(STATED TASK) Find every line in the records below that holds the word "this" and copy it.

================

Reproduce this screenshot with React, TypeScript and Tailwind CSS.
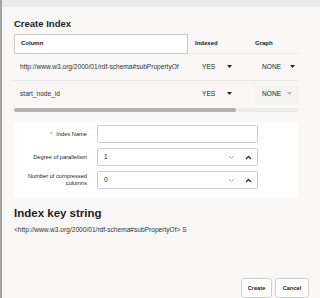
import React from 'react';

function Caret({ light }: { light?: boolean }) {
  return (
    <svg width="5" height="3" viewBox="0 0 5 3" className={light ? 'text-[#b5b5b5]' : 'text-[#222]'}>
      <path d="M0 0 L5 0 L2.5 3 Z" fill="currentColor" />
    </svg>
  );
}

function Spin() {
  return (
    <div className="flex items-center gap-[10px] pr-[5px]">
      <svg width="7" height="5" viewBox="0 0 7 5">
        <path d="M1 1 L3.5 3.5 L6 1" stroke="#b0b0b0" strokeWidth="1" fill="none" />
      </svg>
      <svg width="7" height="5" viewBox="0 0 7 5">
        <path d="M1 4 L3.5 1.5 L6 4" stroke="#333" strokeWidth="1.4" fill="none" />
      </svg>
    </div>
  );
}

export default function App() {
  return (
    <div
      className="w-[320px] h-[298px] overflow-hidden bg-[#f9f8f6] border-l-2 border-[#a3a3a3] flex flex-col text-[#222]"
      style={{ fontFamily: '"Liberation Sans", Arial, sans-serif' }}
    >
      <div className="h-[7px] bg-[#ebebeb] shrink-0" />
      <div className="pl-[12px] pr-[22px] flex flex-col">
        <div className="mt-[10px] text-[9.5px] font-bold leading-[14px]">Create Index</div>

        <div className="mt-[3px] flex text-[6px] font-bold h-[20px] items-center border-b border-[#ececec]">
          <div className="w-[174px] shrink-0 h-[20px] border border-[#c9c9c9] bg-white flex items-center pl-[6px]">Column</div>
          <div className="w-[61px] shrink-0 pl-[7px]">Indexed</div>
          <div className="pl-[6px]">Graph</div>
        </div>

        <div className="flex items-center h-[27px] text-[6.6px] border-b border-[#e6e6e6]">
          <div className="w-[174px] shrink-0 pl-[6px] text-[#333]">http://www.w3.org/2000/01/rdf-schema#subPropertyOf</div>
          <div className="w-[61px] shrink-0 flex items-center pl-[14px] gap-[12px]">
            <span>YES</span>
            <Caret />
          </div>
          <div className="flex items-center pl-[13px] gap-[9px]">
            <span>NONE</span>
            <Caret />
          </div>
        </div>

        <div className="flex items-center h-[25px] text-[6.6px]">
          <div className="w-[174px] shrink-0 pl-[6px] text-[#333]">start_node_id</div>
          <div className="w-[61px] shrink-0 flex items-center pl-[14px] gap-[12px]">
            <span>YES</span>
            <Caret />
          </div>
          <div className="ml-[6px] flex items-center justify-between h-[22px] w-[43px] pl-[7px] pr-[6px] bg-[#f4f4f2] rounded-[2px]">
            <span>NONE</span>
            <Caret light />
          </div>
        </div>

        <div className="mt-[2px] h-[4px] bg-[#ececec] rounded-full">
          <div className="h-[4px] w-[222px] bg-[#b3b3b3] rounded-full" />
        </div>

        <div className="mt-[10px] bg-white rounded-[3px] h-[76px] flex flex-col gap-[5px] pt-[3px] text-[5.7px]">
          <div className="flex items-center">
            <div className="w-[83px] text-right pr-[10px]">
              <span className="text-[#3b8fd6] mr-[4px]">*</span>Index Name
            </div>
            <div className="w-[161px] h-[18px] border border-[#cfcfcf] rounded-[2px]" />
          </div>
          <div className="flex items-center">
            <div className="w-[83px] text-right pr-[10px]">Degree of parallelism</div>
            <div className="w-[161px] h-[18px] border border-[#cfcfcf] rounded-[2px] flex items-center justify-between pl-[6px] text-[6.5px]">
              <span>1</span>
              <Spin />
            </div>
          </div>
          <div className="flex items-center">
            <div className="w-[83px] text-right pr-[10px] leading-[7px]">Number of compressed<br />columns</div>
            <div className="w-[161px] h-[18px] border border-[#cfcfcf] rounded-[2px] flex items-center justify-between pl-[6px] text-[6.5px]">
              <span>0</span>
              <Spin />
            </div>
          </div>
        </div>

        <div className="mt-[7px] text-[11.5px] font-bold leading-[16px]">Index key string</div>
        <div className="mt-[5px] text-[6.6px] leading-[7px] text-[#333]">&lt;http://www.w3.org/2000/01/rdf-schema#subPropertyOf&gt; S</div>

        <div className="mt-[45px] flex justify-end gap-[3px] -mr-[11px]">
          <div className="w-[31px] h-[20px] border border-[#cfcfcf] rounded-[3px] bg-white flex items-center justify-center text-[5.7px] font-bold">Create</div>
          <div className="w-[34px] h-[20px] border border-[#cfcfcf] rounded-[3px] bg-white flex items-center justify-center text-[5.7px] font-bold">Cancel</div>
        </div>
      </div>
    </div>
  );
}
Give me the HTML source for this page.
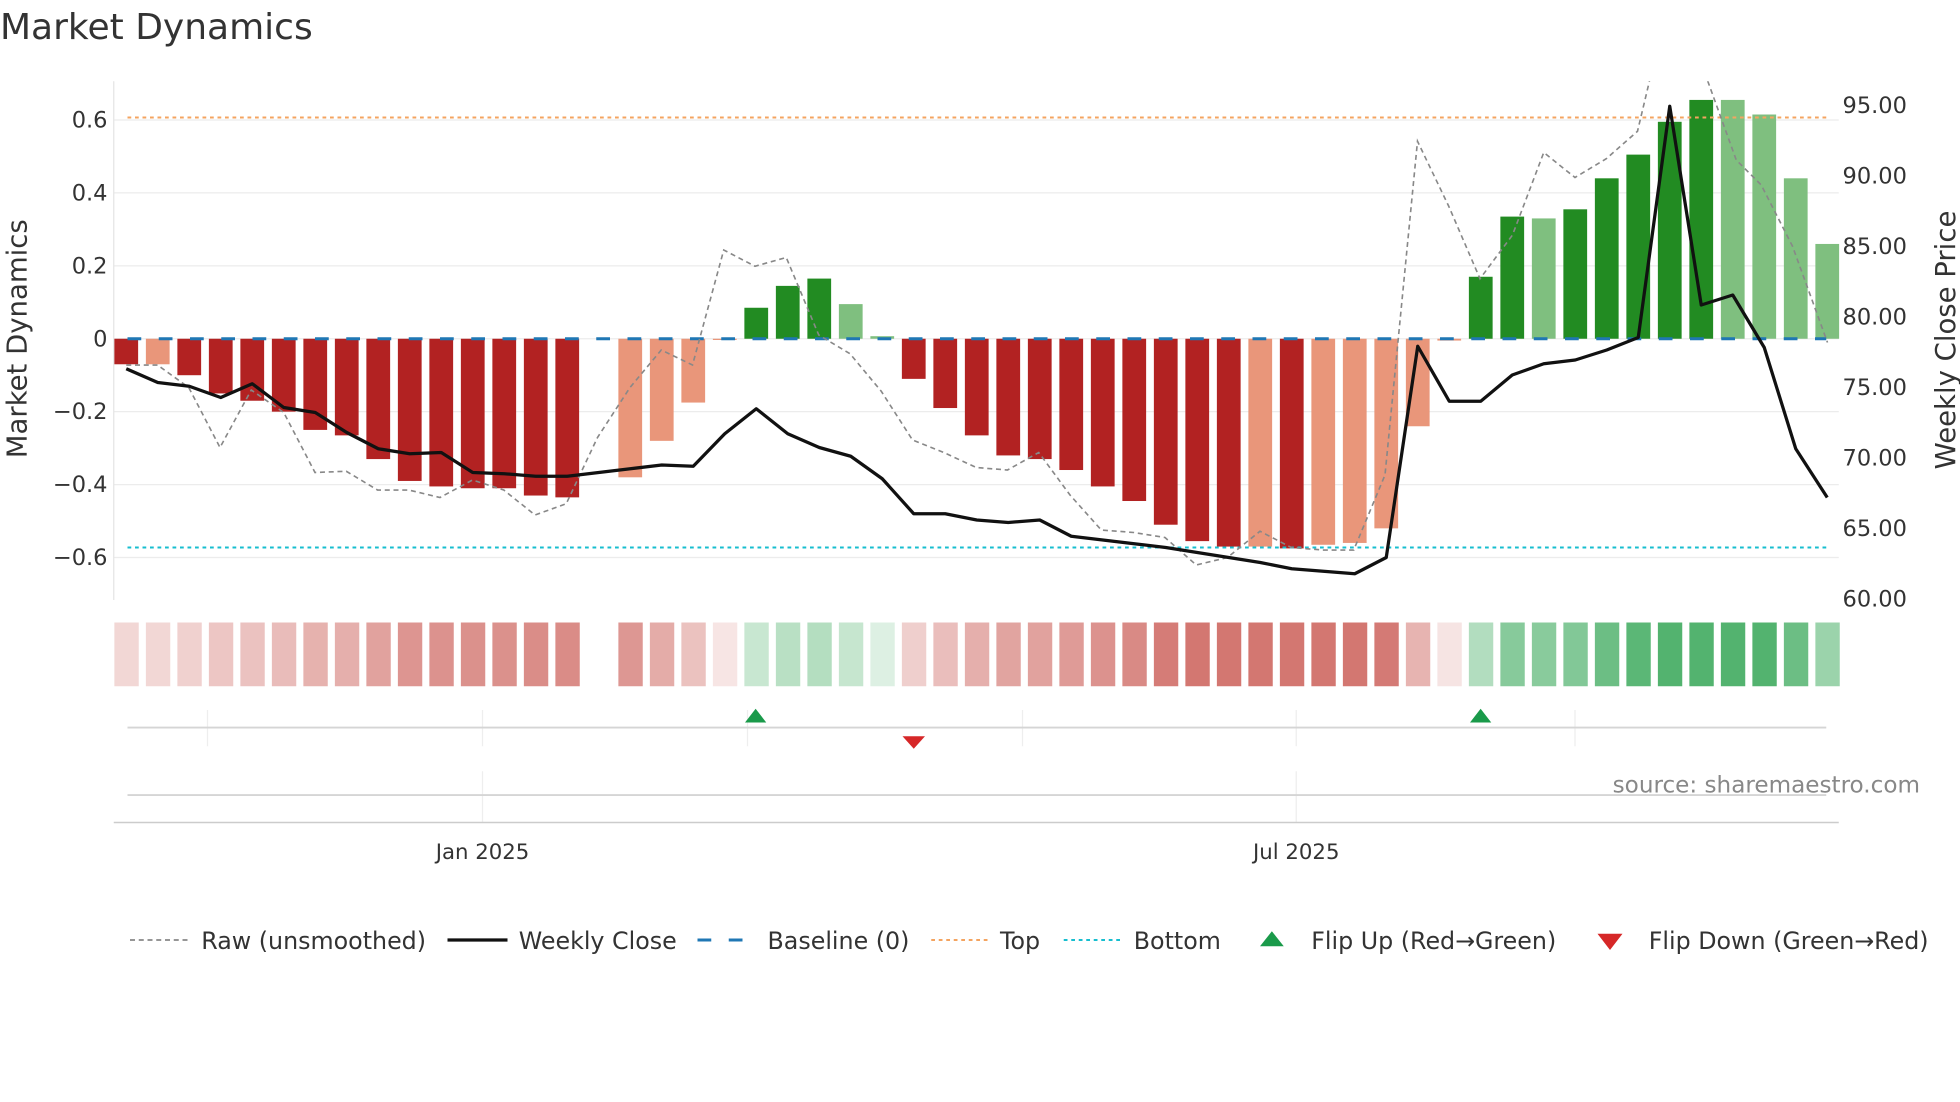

================

(FULL OUTPUT)
Reproduce this screenshot with React, TypeScript and Tailwind CSS.
Give me the HTML source for this page.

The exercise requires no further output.